Luh Kartini, praktisi pertanian organik di Bali mengakui sebagian petani di Kintamani masih tergantung pada bahan kimia sehingga merusak ekosistem danau dan kualitas tanah sekitar. “Kadar humus organik di lahan petani ditemukan sangat rendah hanya 0,08%. Jadi buruk sekali kualitas tanah,” katanya.
Direktur Bali Organic Ascociation (BOA) ini mengatakan sebagian petani di Kintamani telah tereddukasi soal pertanian organik. Namun infrastruktur untuk membuat petani mandiri mengusahakan pupuk atau pestisida organik secara berkelanjutan belum ada.
“Untuk membuat petani mandiri, harus menyiapkan perangkat yang membuat mereka bisa memproduksi pupuk sendiri seperti sapi, teknologi biogass, atau biourine,” ujar Kartini. Tak hanya dengan menyumbangkan pupuk organik karena pemerintah tak mungkin terus menerus mensubsidi.

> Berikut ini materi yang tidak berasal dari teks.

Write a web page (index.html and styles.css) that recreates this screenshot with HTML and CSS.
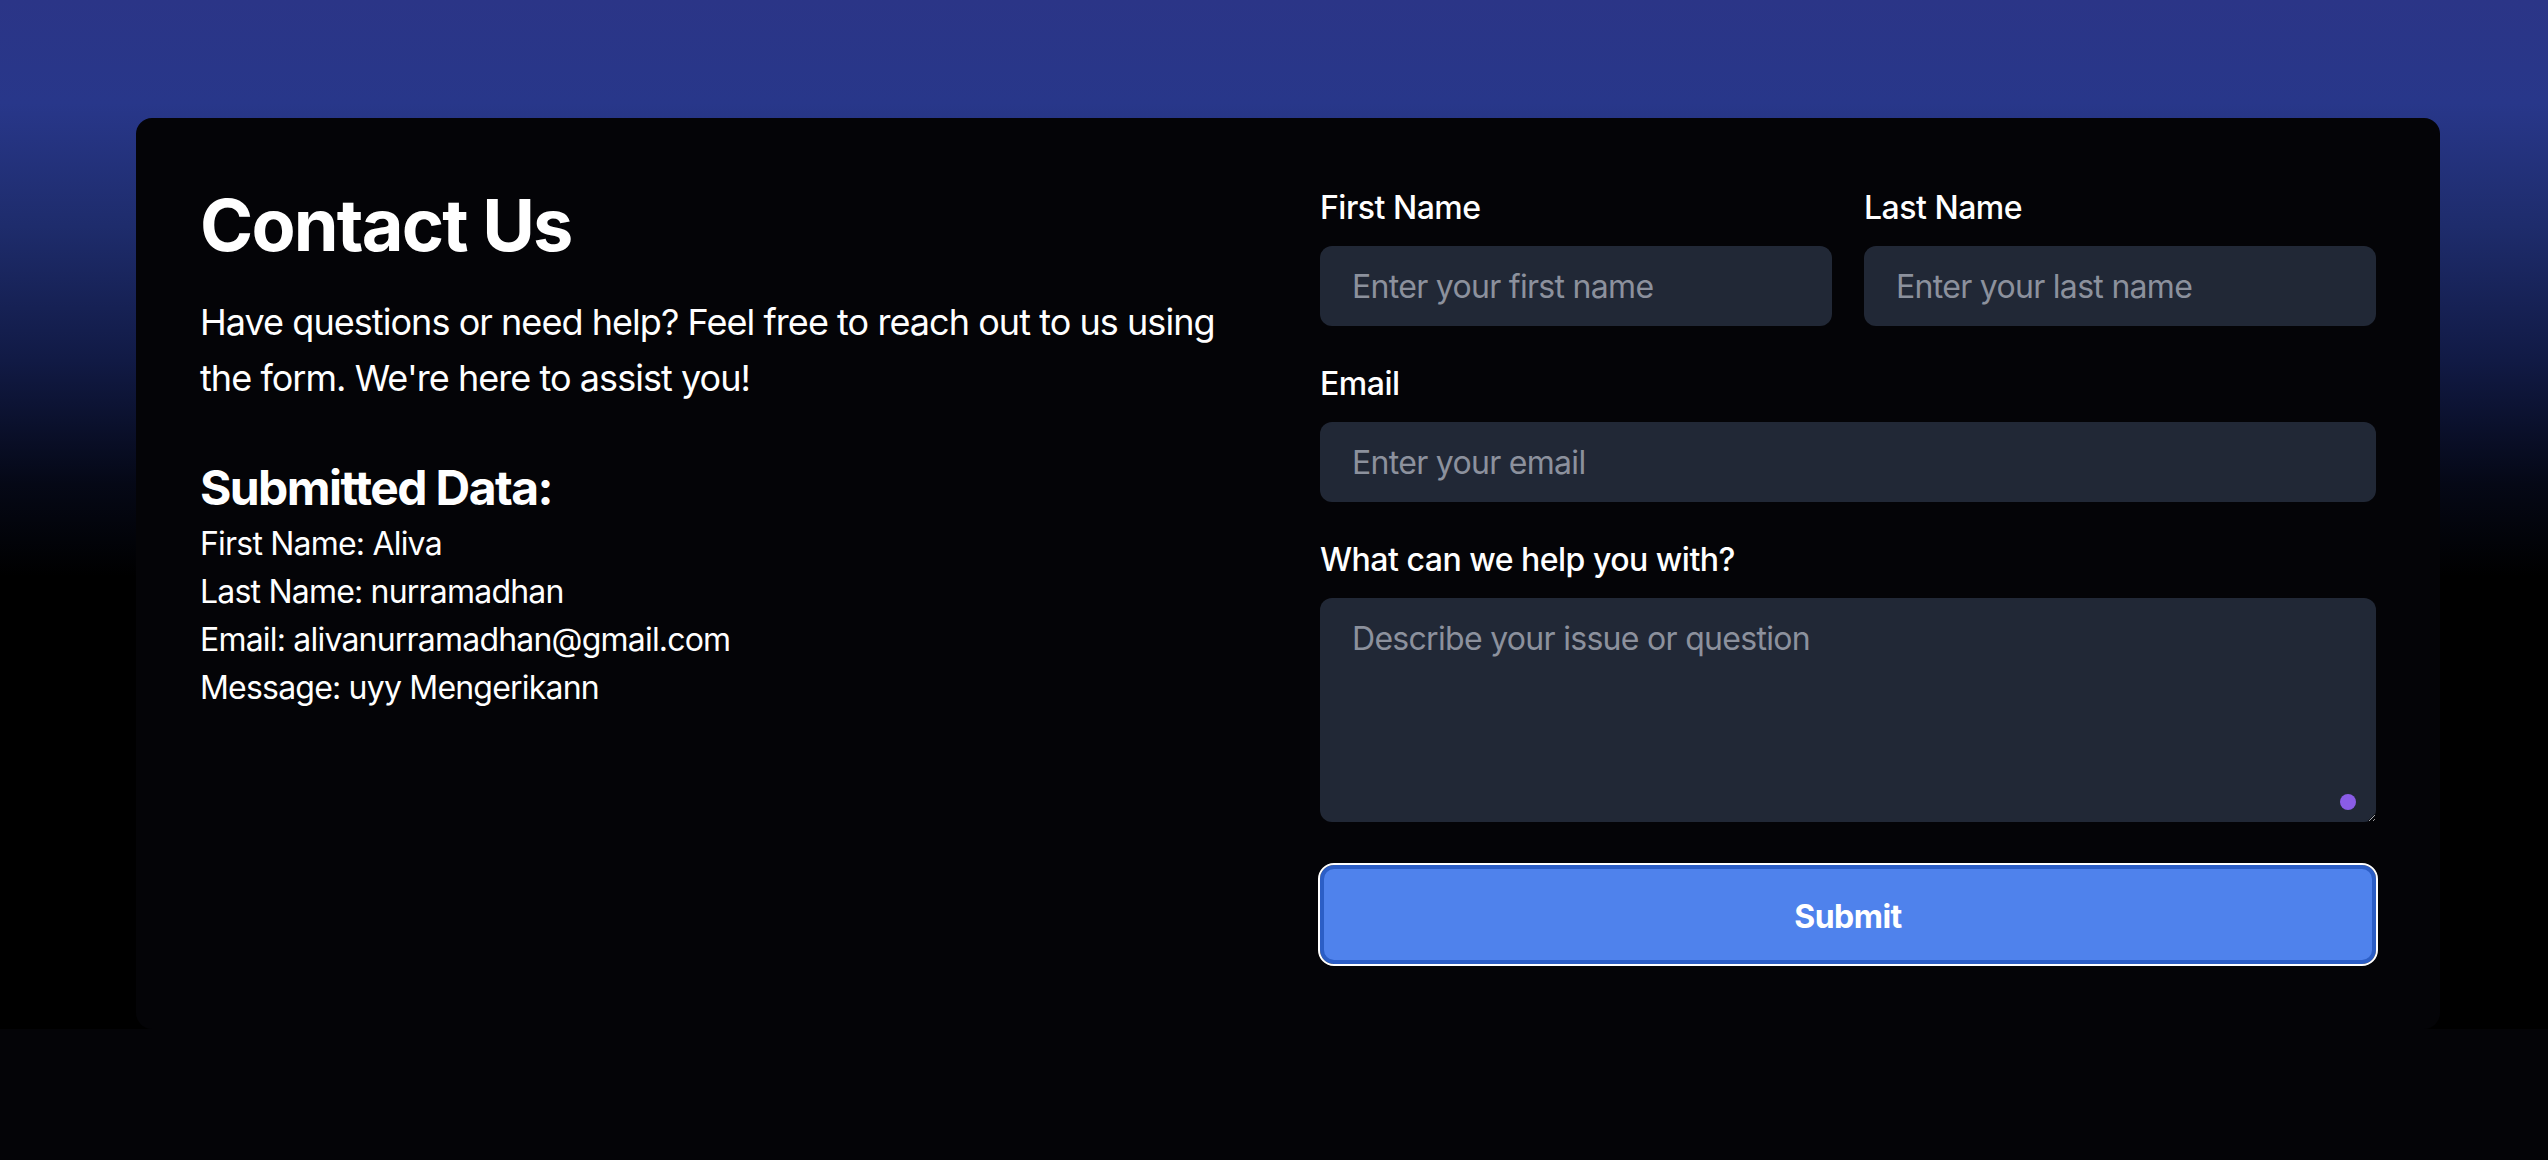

Di Desa Batur, Kintamani pada 2001, menurut Kartini, telah dicanangkan Bali sebagai Pulau Organik. Karena itu program pemerintah harus menyiapkan infrastruktur untuk menghindari pencemaran lingkungan lebih parah lagi.
Di sepanjang Danau Batur, terdapat pura-pura besar yang menjadi sumber pengambilan air suci, tak hanya oleh warga Kintamani. Pada periode-periode tertentu, terlihat rombongan orang membawa sesajen untuk menghormati Danau Batur, sumber penghidupan.